HH: What signifies a stand out poem to you?

MB: This is a difficult question to answer. For me it will depend on circumstances, where and how I come across the poem, my state of mind, how receptive I am to its particular music and ideas. I suppose the question comes from the competition culture of the poetry world, where a poem has to make an impact amongst hundreds of others.

I tend to respond more to bodies of work. For instance, I have a number of favourite poets whose work in general or particular collections stand out for me and who I return to frequently. Alice Oswald and Philip Gross are two examples.

But as for the particular question about stand-out qualities, I’d say I want a poem to have an air of self-confidence, a feeling that it’s arrived and says what it has to authentically. Imagery is important to me, and the flow of language, the music and rhythms of natural speech.
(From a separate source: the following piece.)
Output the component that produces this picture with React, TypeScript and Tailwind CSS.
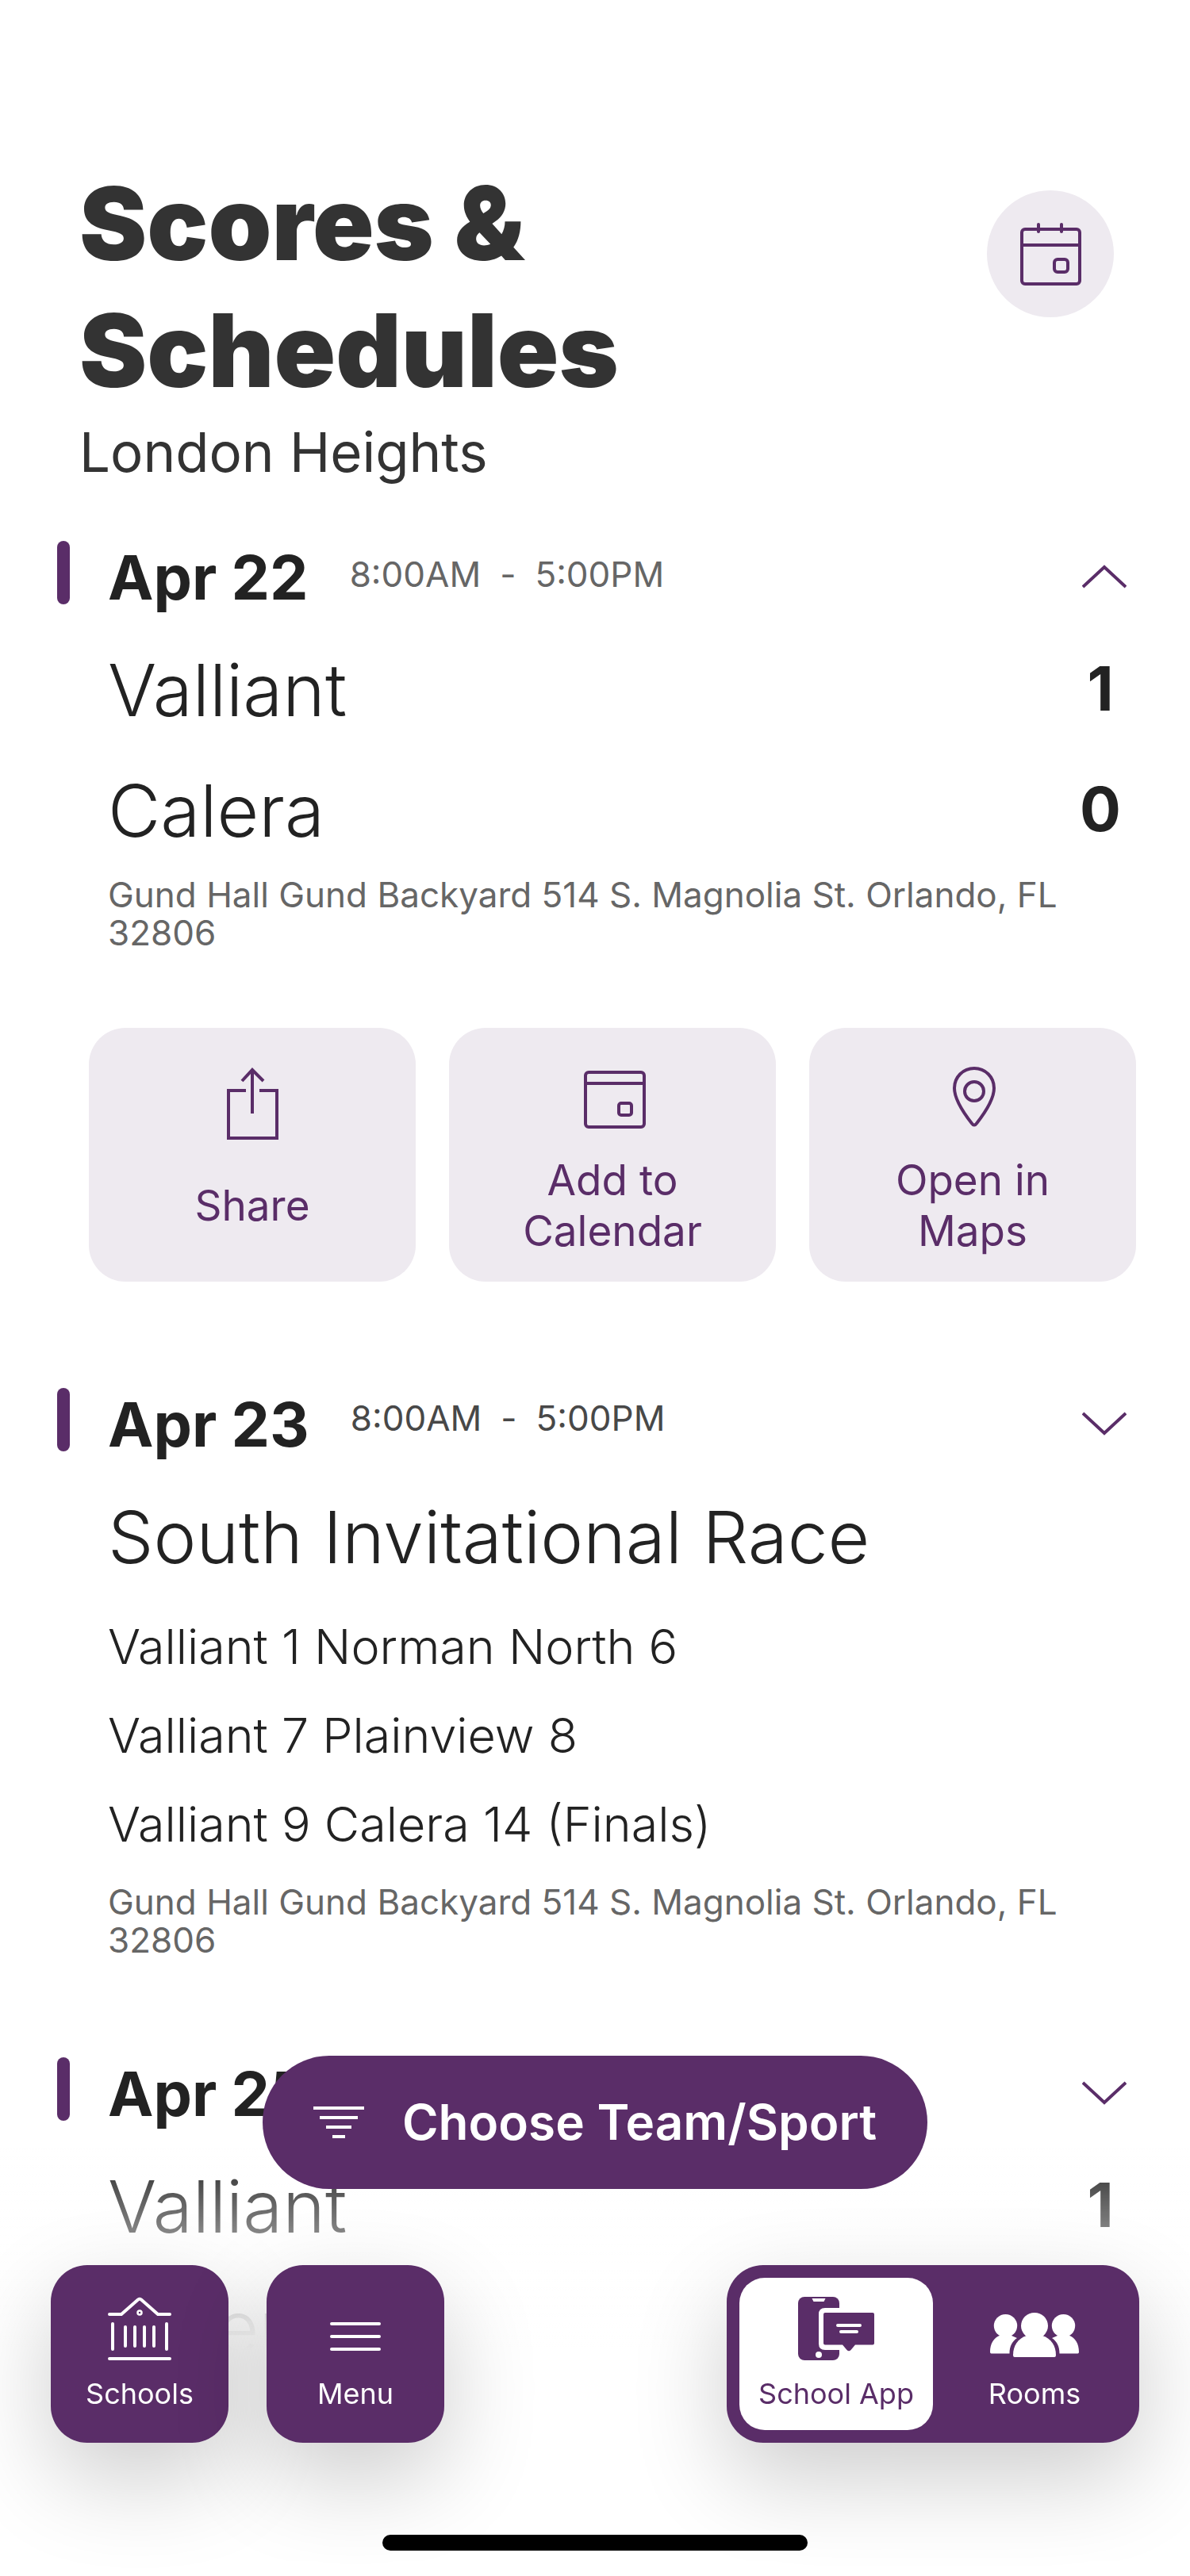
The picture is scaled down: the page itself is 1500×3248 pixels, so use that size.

What it says needs to be said in interesting and arresting ways with enough wordplay or play with form and allusion to make you want to read it again and continue to be able to mine it for enjoyment or meaning. There are many striking poems which are nonetheless ‘get-it-in-one’ poems which probably have a limited life in the reader’s mind. I favour poems with more dimension and depth offering a slower burn in their appreciation. Sorry, this sounds all very abstract.

HH: As a poet yourself what advice would you offer to young poets?

MB: I think I’d say read and listen continuously, write furiously but be ruthless in editing your work. Sometimes you can be very pleased with something you’ve written, but I’d say resist the temptation to consider it finished and send it out indiscriminately. The passing of time can do wonders for your critical faculties. And of course, we are all learning all the time; style and ‘voice’ is an evolving thing.

If, or when, you come across someone else’s writing that has, for you, that ‘wow’ factor, stick with it but don’t try and imitate, have confidence that your own ‘voice’ will take what it needs from the example of others.